KADI Montage 1976

The early days of FM rock radio in St. Louis were anything but organized, but that’s what made them so much fun. Sam Kaiser is 46 now, but at the ripe old age of 18 he was pressed into duty as a disc jockey at KADI-FM. As he tells it:

“Christmas night 1972 – 10:30 P.M – I was at my parents’ house in Ferguson desperately trying to start my car, my hands shaking so bad I could not get the key into the slot. I had scored an on-air position at KADI, which at the time was the prime competitor to rock powerhouse KSHE. I’d been hired to do mornings, and they figured the best way to break me in was to have me sit in with Gary ‘Records’ Brown that night until about 3:00 A.M. and then take my show solo from there.

I don’t really know if I was all that good, but I had pestered [program director] Peter Parisi relentlessly from my overnight air shift at WRTH while he was on KADI. It was the only time I’ve ever confirmed a new job at 3:00 A.M.

I was scheduled to go on at midnight that night, but in my absolute terrified state, I arrived at the concrete blockhouse on Bomparte in Brentwood an hour early. Gary looked up and said ‘You must be the new kid. Here are the music sheets, commercial logs and transmitter logs. I gotta go to a Christmas party.’ I was left alone with a record playing on the air, and it was about to end. So much for the break-in period.”

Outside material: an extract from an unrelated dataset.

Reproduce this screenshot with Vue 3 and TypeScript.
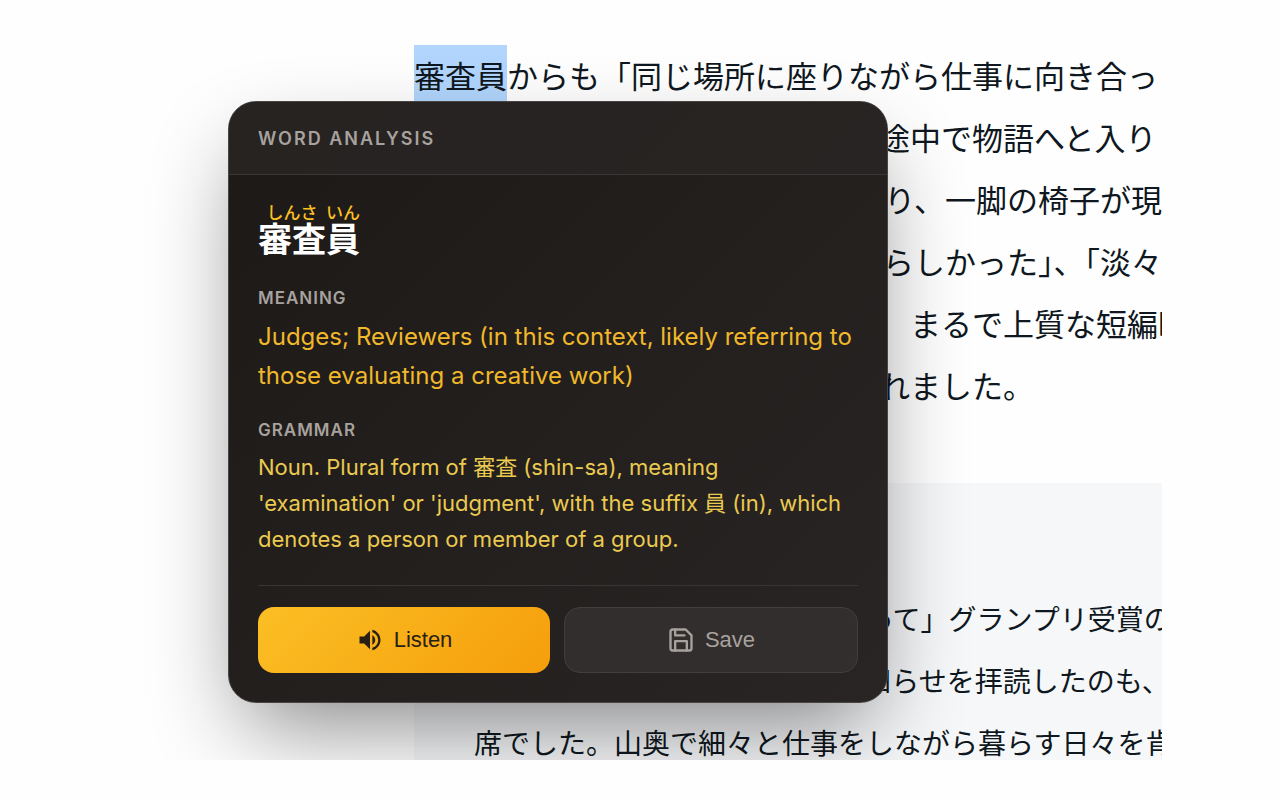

Throughout the 70s, KADI made many attempts to unseat KSHE, and that meant great radio for all the rock fans. There were free concerts, lots of giveaways, and listeners who called the stations and talked about the music with their favorite jocks. And being a jock, while it didn’t pay well, was great for the old ego.

“The KADI job put me in the St. Louis radio rock and roll culture I so much wanted to be a part of,” Kaiser says. “Boy, what a coming of age it was. Not only did I get paid for playing all the bands I worshiped, working at a station that I listened to 24 hours a day, but I also became part of the incredible cast of characters that comprised my hometown rock and roll royalty.

There were plenty of extremes at that radio station. I was fired and rehired at least three times. During one of those fired times, I went on the air at KSHE. We had complete freedom on what we played and how we constructed our shows. All we had to do was make sure the commercials went on as scheduled. I’m talking about 12-minute Pink Floyd epics, song sets that included Herbie Hancock and Brian Auger, obscure but famous tracks from the Paul Butterfield Blues Band, Sammy Hagar, Foghat, Nectar, J.D. Blackfoot, the list goes on.

The KSHE staff had hotwired an audio box from the soft-porn drive-in theater next door to the station on Watson Road. The jocks would put on long record cuts and watch the dirty movies with the audio coming in on the studio monitor.

During the KADI days, when the ‘Concerts for Bangladesh’ album was big, jocks would play the 16-minute long Leon Russell track ‘Youngblood.’ It was a musical signal to drop by the station and smoke a joint with the jock on the back stairway of the transmitter shack.

Then there was the story of the infamous KSHE staff meeting in which Shelley Grafman [the station owner] started screaming that ‘youse guys gotta stop smoking that shit in the studio…the fucking studio reeks of marijuana!’” Sam Kaiser also remembers his cohorts of those times: Radio Rich Dalton “still the best FM jock I have ever heard, bar none,” Shilo Brunswick, Steve Rosen “one of the original KSHE jocks,” Paul Donahue “the best audio engineer I ever encountered,” Sir Ed, Ron Stevens, John Ulett, Ted Habeck, Jim Singer, Tom Gordon “extremely talented,” and of course, Gary “Records” Brown “larger than life.”

The crazy days of seat-of-the-pants FM rock are gone, and maybe it’s for the best, but people like Sam Kaiser who lived to tell about it know what a “long, strange ride” it was.